Why would a young woman fresh out of college want to run for state rep?
“Because I’m crazy?” Johnson says quickly, but it’s a throwaway line. It’s more her perception of what you must be thinking than what she thinks herself. Johnson, a tall, forthright, articulate woman from Anacortes, Wash., in the heart of Ecotopia, knows quite well she’s not crazy.
“I’ve been involved in politics since my first week at Harvard,” she explains. It started when she attended a rally for presidential candidate Al Gore. Soon afterward, she began working for Ralph Nader’s Green Party campaign, and after the election she interned in various capacities at the Massachusetts State House.
She’s also been voting in Massachusetts for years, an option she thinks more students should choose.
“I know a lot of students who absentee vote in their home state, and mostly they just vote the candidates their parents tell them to, so they’re detached from the issues there and here too. Harvard students are allowed to vote here. It’s a privilege we should take advantage of.”
Her decision to run for office came about when she spoke to a member of the search committee of the Green Rainbow Party, which was focusing on running more candidates for local offices.
“I told him I might run, but I meant it half as a joke. Then the discussion got more serious. I thought about it for a couple of weeks and I decided I would do it.”
Which brings us back to the question: Why is Johnson running?
“The current incumbent has never faced opposition,” she says. “I feel that’s symptomatic of a larger problem in Massachusetts. In the 2000 elections, three-quarters of the candidates ran unopposed. In 2002 it was slightly better, but still, there are a lot of issues that don’t get talked about.
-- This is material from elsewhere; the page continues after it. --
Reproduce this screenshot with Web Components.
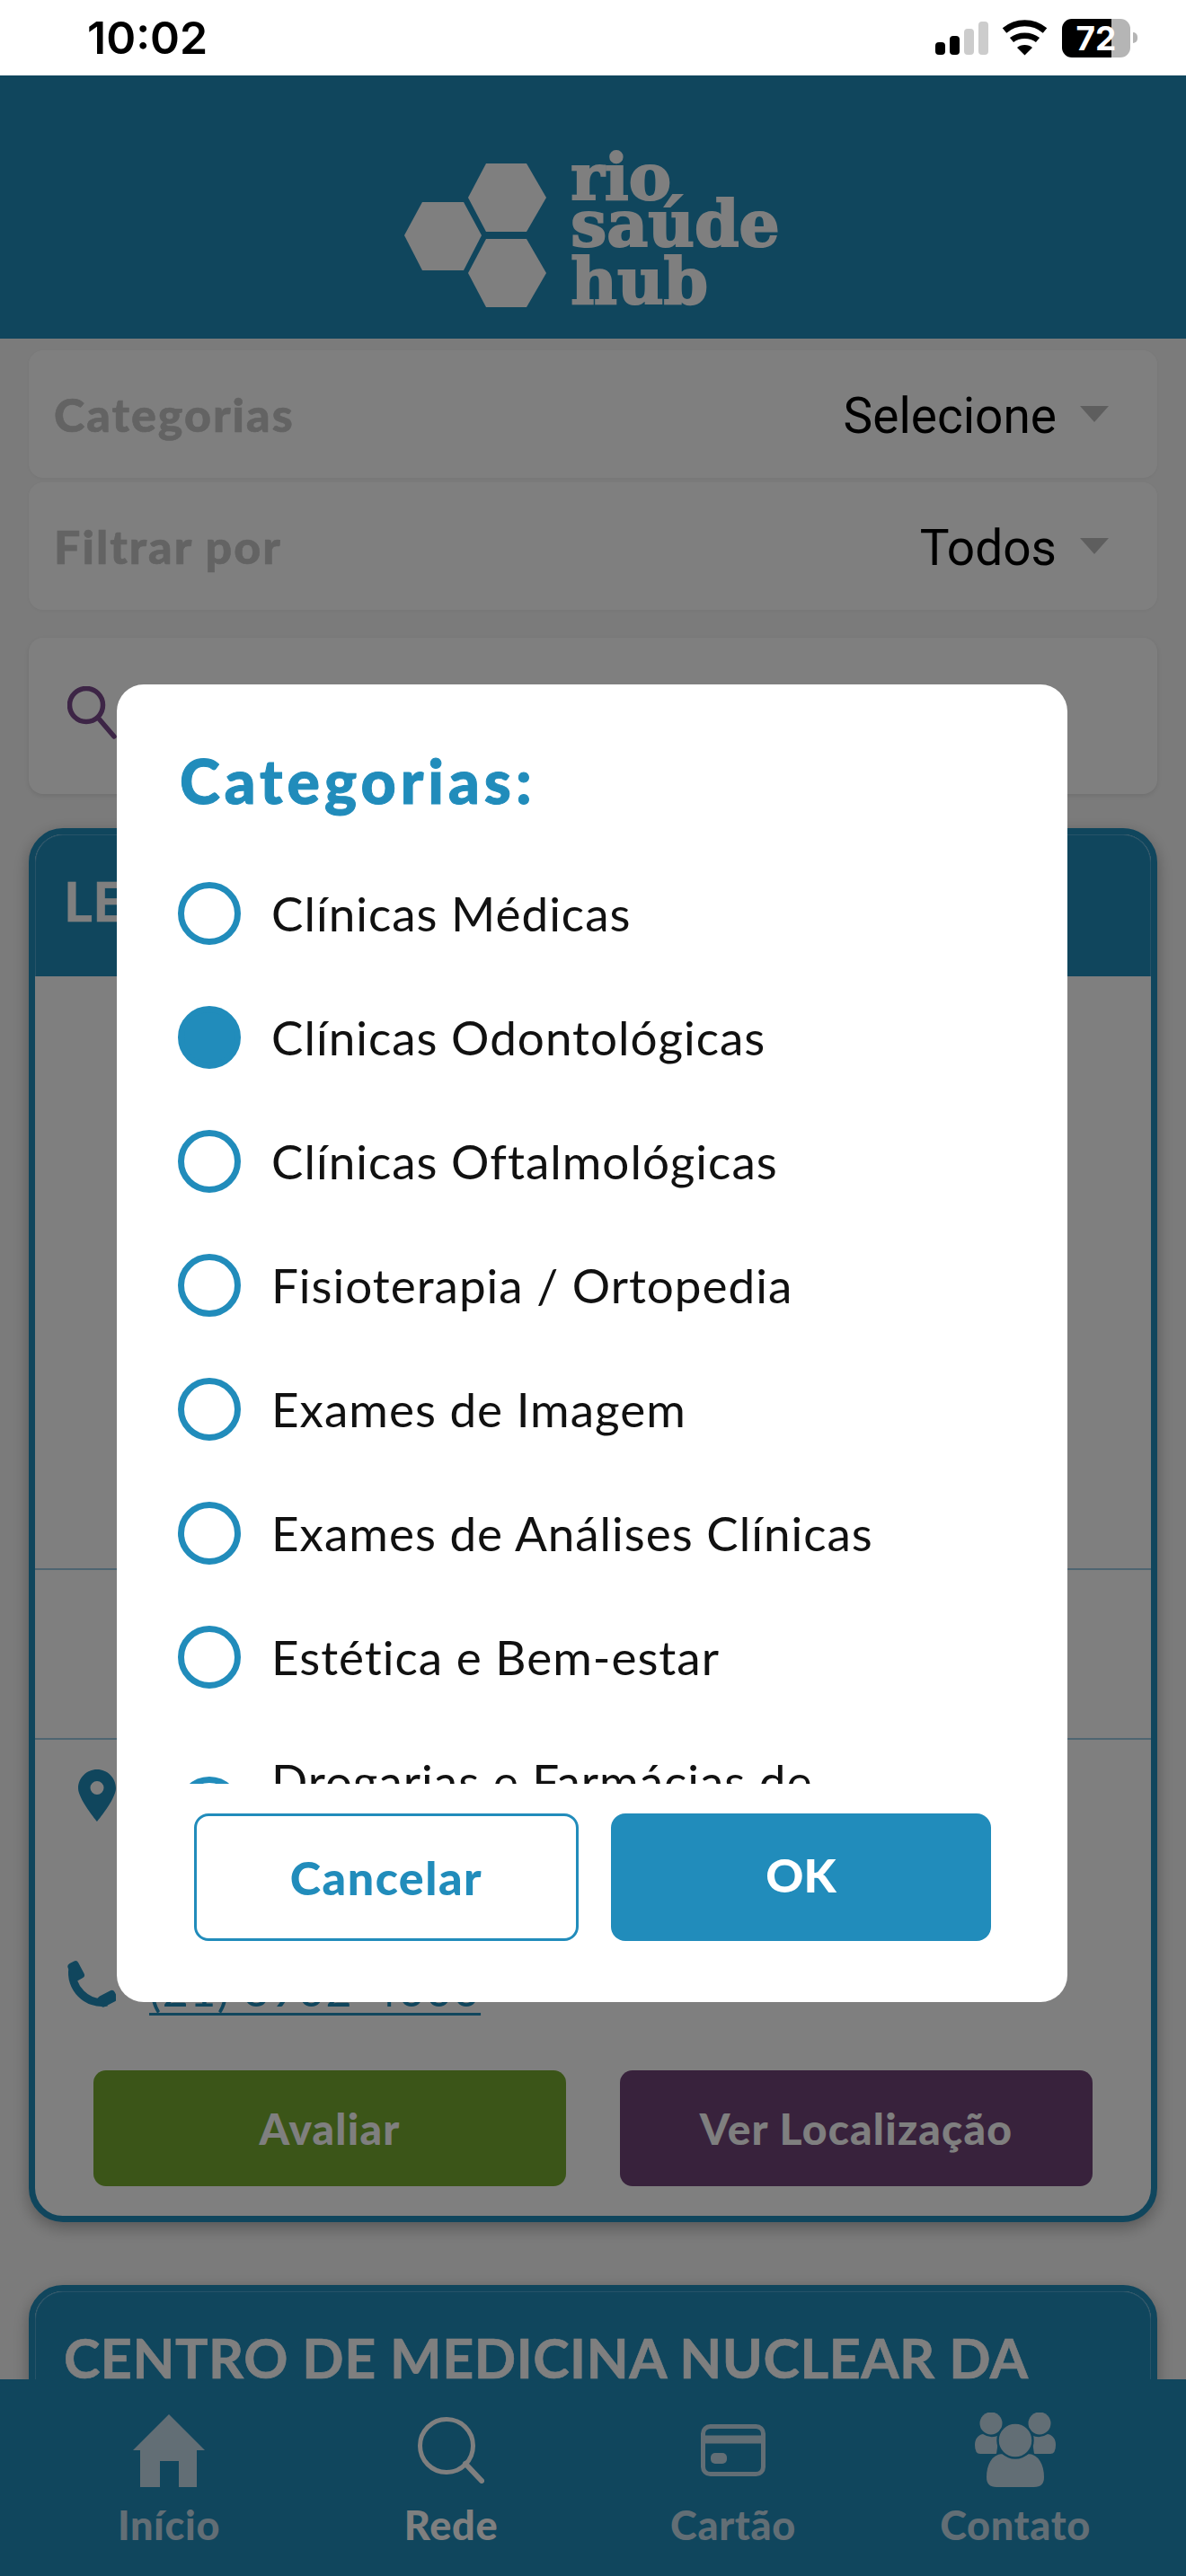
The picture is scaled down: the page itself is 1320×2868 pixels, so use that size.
<!DOCTYPE html>
<html lang="pt-BR">
<head>
<meta charset="utf-8">
<title>Rio Saúde Hub</title>
<style>
    html, body { margin: 0; padding: 0; background: #f7f7f7; }
    body { width: 1320px; height: 2868px; overflow: hidden; font-family: "Lato", "Liberation Sans", sans-serif; }
</style>
</head>
<body>
<app-shell>
    <status-bar></status-bar>
    <app-header></app-header>
    <page-content>
        <filter-row label="Categorias" value="Selecione"></filter-row>
        <filter-row label="Filtrar por" value="Todos"></filter-row>
        <search-box></search-box>
        <clinic-card title-text="LE" phone="(21) 3902-4000"></clinic-card>
        <clinic-card title-text="CENTRO DE MEDICINA NUCLEAR DA"></clinic-card>
    </page-content>
    <tab-bar></tab-bar>
</app-shell>
<category-dialog>
    <radio-row>Clínicas Médicas</radio-row>
    <radio-row checked>Clínicas Odontológicas</radio-row>
    <radio-row>Clínicas Oftalmológicas</radio-row>
    <radio-row>Fisioterapia / Ortopedia</radio-row>
    <radio-row>Exames de Imagem</radio-row>
    <radio-row>Exames de Análises Clínicas</radio-row>
    <radio-row>Estética e Bem-estar</radio-row>
    <radio-row>Drogarias e Farmácias de Manipulação</radio-row>
</category-dialog>

<script>
class Base extends HTMLElement {
    constructor() {
        super();
        this.shadowDOM = this.attachShadow({ mode: "open" });
    }

    connectedCallback() {
        this.render();
    }
}

class AppShell extends Base {
    render() {
        this.shadowDOM.innerHTML = `
        <style>
        :host { display: flex; flex-direction: column; width: 1320px; height: 2868px; overflow: hidden; }
        </style>
        <slot></slot>`;
    }
}

class StatusBar extends Base {
    render() {
        this.shadowDOM.innerHTML = `
        <style>
        :host { display: flex; align-items: center; justify-content: space-between; height: 84px; flex: none; background: #fff; padding: 0 54px 0 97px; box-sizing: border-box; }
        .time { font: 600 50px "Inter", sans-serif; color: #000; }
        .icons { display: flex; align-items: center; }
        .bars { display: flex; align-items: flex-end; gap: 5px; height: 37px; margin-right: 15px; }
        .bars i { display: block; width: 11px; border-radius: 4px; background: #000; }
        .bars i.off { background: #ccc; }
        .wifi { display: block; margin-right: 16px; }
        .battery { position: relative; width: 76px; height: 43px; border-radius: 11px; background: linear-gradient(90deg, #000 72.4%, #b5b5b5 72.4%); color: #fff; font: 700 37px "Inter", sans-serif; text-align: center; line-height: 43px; }
        .cap { width: 5px; height: 12px; margin-left: 3px; background: #b5b5b5; border-radius: 0 6px 6px 0; }
        </style>
        <span class="time">10:02</span>
        <div class="icons">
            <div class="bars">
                <i style="height:14px"></i><i style="height:21px"></i><i class="off" style="height:29px"></i><i class="off" style="height:37px"></i>
            </div>
            <svg class="wifi" width="51" height="40" viewBox="0 0 51 40" fill="none" stroke="#000">
                <path d="M3 12C16 1 35 1 48 12" stroke-width="7"/>
                <path d="M11 22.5C19 16 32 16 40 22.5" stroke-width="6.5"/>
                <path d="M17 31C21 27 30 27 34 31L25.5 39.5Z" fill="#000" stroke="none"/>
            </svg>
            <div class="battery">72</div>
            <div class="cap"></div>
        </div>`;
    }
}

class AppHeader extends Base {
    render() {
        this.shadowDOM.innerHTML = `
        <style>
        :host { display: flex; justify-content: center; height: 293px; flex: none; background: #218cbb; padding-top: 83px; box-sizing: border-box; }
        .logo { display: flex; gap: 27px; height: 180px; margin-right: 2px; }
        svg { display: block; margin-top: 15px; }
        .word { display: flex; flex-direction: column; font: 700 71px "DejaVu Serif", serif; color: #fff; -webkit-text-stroke: 2px #fff; }
        .word span { display: block; }
        </style>
        <div class="logo">
            <svg width="158" height="160" viewBox="0 0 158 160" fill="#fff">
                <polygon points="71,38 91,0 136,0 158,38 136,76 91,76"/>
                <polygon points="71,122 91,84 136,84 158,122 136,160 91,160"/>
                <polygon points="0,80 20,43 66,43 86,80 66,119 20,119"/>
            </svg>
            <div class="word">
                <span style="line-height:58px;margin-top:1px">rio</span>
                <span style="line-height:52px;margin-top:-3px">saúde</span>
                <span style="line-height:62px;margin-top:7px">hub</span>
            </div>
        </div>`;
    }
}

class PageContent extends Base {
    render() {
        this.shadowDOM.innerHTML = `
        <style>
        :host { display: flex; flex-direction: column; flex: 1; min-height: 0; overflow: hidden; padding: 13px 32px 0; background: #f7f7f7; }
        </style>
        <slot></slot>`;
    }
}

class FilterRow extends Base {
    render() {
        this.shadowDOM.innerHTML = `
        <style>
        :host { display: flex; align-items: center; flex: none; height: 142px; margin-bottom: 5px; padding: 0 54px 0 28px; box-sizing: border-box; background: #fff; border-radius: 16px; box-shadow: 0 1px 4px rgba(0,0,0,.05); }
        .label { flex: 1; font: 900 52px "Lato", sans-serif; letter-spacing: 2px; color: #c6c6c6; -webkit-text-stroke: .6px #c6c6c6; }
        .value { font: 400 55px "Roboto", sans-serif; color: #000; margin: 3px 26px 0 0; }
        .arrow { width: 0; height: 0; border-left: 16px solid transparent; border-right: 16px solid transparent; border-top: 18px solid #bdbdbd; }
        </style>
        <span class="label">${this.getAttribute("label")}</span>
        <span class="value">${this.getAttribute("value")}</span>
        <span class="arrow"></span>`;
    }
}

class SearchBox extends Base {
    render() {
        this.shadowDOM.innerHTML = `
        <style>
        :host { display: flex; align-items: center; flex: none; height: 174px; margin: 26px 0 38px; padding-left: 43px; box-sizing: border-box; background: #fff; border-radius: 16px; box-shadow: 0 2px 6px rgba(0,0,0,.1); }
        svg { display: block; margin-top: -6px; }
        </style>
        <svg width="60" height="60" viewBox="0 0 60 60" fill="none" stroke="#7a4a8c" stroke-width="5.5">
            <circle cx="21" cy="21" r="18.5"/>
            <path d="M34 35L52 56" stroke-linecap="round"/>
        </svg>`;
    }
}

class ClinicCard extends Base {
    render() {
        const phone = this.getAttribute("phone");
        this.shadowDOM.innerHTML = `
        <style>
        :host { display: block; flex: none; margin-bottom: 70px; border: 7px solid #218cbb; border-radius: 38px; background: #fff; box-shadow: 0 6px 18px rgba(0,0,0,.3); }
        header { height: 158px; padding: 41px 0 0 31px; box-sizing: border-box; background: #218cbb; border: 1px solid #4ea6d0; border-bottom: 0; border-radius: 31px 31px 0 0; }
        h2 { margin: 0; font: 700 61px/64px "Lato", sans-serif; letter-spacing: .5px; color: #fff; white-space: nowrap; -webkit-text-stroke: .6px #fff; }
        .photo { height: 659px; border-bottom: 2px solid #9ccbe2; box-sizing: content-box; margin-top: 0; }
        .rating { height: 187px; border-bottom: 2px solid #9ccbe2; }
        .address { height: 246px; padding: 33px 0 0 48px; box-sizing: border-box; }
        .phone { display: flex; align-items: flex-start; height: 122px; padding-left: 34px; }
        .phone a { font: 400 50px/60px "Lato", sans-serif; letter-spacing: 1.5px; color: #218cbb; text-decoration: underline 3px; text-underline-offset: 7px; margin: 2px 0 0 37px; }
        .actions { display: grid; grid-template-columns: 1fr 1fr; gap: 60px; padding: 0 65px 33px; }
        .actions button { height: 129px; border: 0; border-radius: 14px; color: #fff; font: 900 48px "Lato", sans-serif; letter-spacing: 1.2px; }
        </style>
        <header><h2>${this.getAttribute("title-text")}</h2></header>
        ${phone ? `
        <div class="photo"></div>
        <div class="rating"></div>
        <div class="address">
            <svg width="42" height="58" viewBox="0 0 42 58"><path fill="#218cbb" fill-rule="evenodd" d="M21 0C9.4 0 0 9.4 0 21c0 12 21 37 21 37s21-25 21-37C42 9.4 32.6 0 21 0zm0 13a7.500 7.500 0 1 1 0 15 7.500 7.500 0 0 1 0-15z"/></svg>
        </div>
        <div class="phone">
            <svg width="56" height="54" viewBox="0 0 56 54" fill="#218cbb">
                <path d="M8 8C4 30 24 50 46 46" fill="none" stroke="#218cbb" stroke-width="9"/>
                <rect x="5" y="1" width="13" height="21" rx="4" transform="rotate(-28 11 11)"/>
                <rect x="36" y="36" width="21" height="13" rx="4" transform="rotate(-28 46 42)"/>
            </svg>
            <a>${phone}</a>
        </div>
        <div class="actions">
            <button style="background:#76aa30">Avaliar</button>
            <button style="background:#704478">Ver Localização</button>
        </div>` : ""}`;
    }
}

class TabBar extends Base {
    render() {
        this.shadowDOM.innerHTML = `
        <style>
        :host { display: grid; grid-template-columns: repeat(4, 314px); flex: none; height: 219px; padding: 37px 0 0 31px; box-sizing: border-box; background: #218cbb; position: relative; }
        .tab { display: flex; flex-direction: column; align-items: center; color: #c4dceb; font: 900 45px/50px "Lato", sans-serif; letter-spacing: .7px; }
        .tab.on { color: #fff; }
        .icon { display: flex; align-items: center; justify-content: center; height: 84px; margin-bottom: 16px; }
        svg { display: block; }
        </style>
        <div class="tab">
            <div class="icon"><svg width="80" height="81" viewBox="0 0 80 81" fill="#c4dceb"><path fill-rule="evenodd" d="M40 0L80 40H71V81H8V40H0ZM30 52V81H51V52Z"/></svg></div>
            Início
        </div>
        <div class="tab on">
            <div class="icon"><svg width="74" height="74" viewBox="0 0 74 74" fill="none" stroke="#fff"><circle cx="32" cy="32" r="29.500" stroke-width="5"/><path d="M53 52L71 71" stroke-width="6" stroke-linecap="round"/></svg></div>
            Rede
        </div>
        <div class="tab">
            <div class="icon"><svg width="72" height="58" viewBox="0 0 72 58" fill="none" stroke="#c4dceb"><rect x="2.500" y="2.500" width="67" height="53" rx="8" stroke-width="5"/><path d="M2 17H70" stroke-width="9"/><rect x="11" y="32" width="18" height="12" rx="5" fill="#c4dceb" stroke="none"/></svg></div>
            Cartão
        </div>
        <div class="tab">
            <div class="icon"><svg width="90" height="84" viewBox="0 0 90 84" fill="#c4dceb">
                <circle cx="18" cy="12" r="12.500"/><circle cx="72" cy="12" r="12.500"/>
                <path d="M0 36C0 30 3 25 9 24Q18 30 27 25L24 46H6Q0 46 0 36Z"/>
                <path d="M90 36C90 30 87 25 81 24Q72 30 63 25L66 46H84Q90 46 90 36Z"/>
                <path d="M12 72C12 58 18 46 30 45Q45 54 60 45C72 46 78 58 78 72Q78 84 66 84H24Q12 84 12 72Z" stroke="#218cbb" stroke-width="2"/>
                <circle cx="45" cy="31" r="19.500" stroke="#218cbb" stroke-width="2.500"/>
            </svg></div>
            Contato
        </div>`;
    }
}

class RadioRow extends Base {
    render() {
        const on = this.hasAttribute("checked");
        this.shadowDOM.innerHTML = `
        <style>
        :host { display: flex; align-items: center; padding: 39px 60px 39px 68px; gap: 34px; font: 400 53px/60px "Lato", sans-serif; letter-spacing: 1px; color: #111; }
        .dot { flex: none; width: 70px; height: 70px; box-sizing: border-box; border-radius: 50%; border: 7px solid #218cbb; background: ${on ? "#218cbb" : "#fff"}; margin: -5px 0; }
        </style>
        <span class="dot"></span>
        <span><slot></slot></span>`;
    }
}

class CategoryDialog extends Base {
    render() {
        this.shadowDOM.innerHTML = `
        <style>
        :host { position: fixed; left: 0; top: 84px; width: 1320px; height: 2784px; box-sizing: border-box; padding: 678px 0 0 130px; background: rgba(0,0,0,.5); z-index: 5; }
        .box { display: flex; flex-direction: column; width: 1058px; height: 1467px; background: #fff; border-radius: 30px; }
        h1 { margin: 0; height: 186px; padding: 72px 0 0 70px; box-sizing: border-box; font: 900 68px/70px "Lato", sans-serif; letter-spacing: 5px; color: #218cbb; -webkit-text-stroke: 1px #218cbb; }
        .list { height: 1038px; overflow: hidden; flex: none; }
        .buttons { display: flex; gap: 36px; margin: 33px 0 0 86px; }
        button { height: 142px; border-radius: 16px; font: 900 52px "Lato", sans-serif; }
        .cancel { width: 428px; background: #fff; border: 3px solid #218cbb; color: #218cbb; letter-spacing: 1.5px; }
        .ok { width: 423px; background: #218cbb; border: 0; color: #fff; padding-bottom: 8px; }
        </style>
        <div class="box">
            <h1>Categorias:</h1>
            <div class="list"><slot></slot></div>
            <div class="buttons">
                <button class="cancel">Cancelar</button>
                <button class="ok">OK</button>
            </div>
        </div>`;
    }
}

customElements.define("app-shell", AppShell);
customElements.define("status-bar", StatusBar);
customElements.define("app-header", AppHeader);
customElements.define("page-content", PageContent);
customElements.define("filter-row", FilterRow);
customElements.define("search-box", SearchBox);
customElements.define("clinic-card", ClinicCard);
customElements.define("tab-bar", TabBar);
customElements.define("radio-row", RadioRow);
customElements.define("category-dialog", CategoryDialog);
</script>
</body>
</html>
There’s no accountability, and there’s a concern that the incumbent is not representing the district as well as she could.”
Johnson says that she has spent a lot of time talking to people about their concerns and has put together a list of issues that she’ll be talking about during the campaign and doing something about if elected. They include campaign finance reform, electoral accessibility, affordable housing, environmentally efficient public transportation, and recycling.
And what about the issue of experience? Does Johnson see her youth as a liability? No. In fact, she sees it as just the opposite.
“It never occurred to me not to run because I’m young. I mean, I have experience to some extent. I care, I have passion, and if I don’t do it, no one else will. And the fact that I’m 21 and just out of college means that I have no strings attached.”
For all her enthusiasm, going into elective politics is not something Johnson ever saw herself doing.
“Six months ago, I never would have thought that I’d be running for office.”
During her college career, Johnson’s passion has been social scientific theory and research. As a social studies/women’s studies concentrator, she has focused on studying the relation of women of her own generation to feminism.
In her honors thesis she examined the assumption that young women have abandoned feminist ideals and found that this hypothesis does not fit the facts. In her interpretation, feminist principles have evolved over time. It is not that today’s young women have abandoned them but rather that they have embraced a new set of ideals that better fit their lives and psyches.
She is also interested in applying theory to practice.
“I’m trying to answer the question, How can you have a social movement in a poststructural age? I’m interested in what theoretical discourse can actually say about how people are acting in real life.”
Will Johnson pursue a life of scholarship, or will she continue to compete in the rough and tumble world of politics? To some extent, it’s up to the voters.
“If I’m elected, if I can succeed in making a difference in people’s lives, I may continue. I think being a state representative would be a great first job.”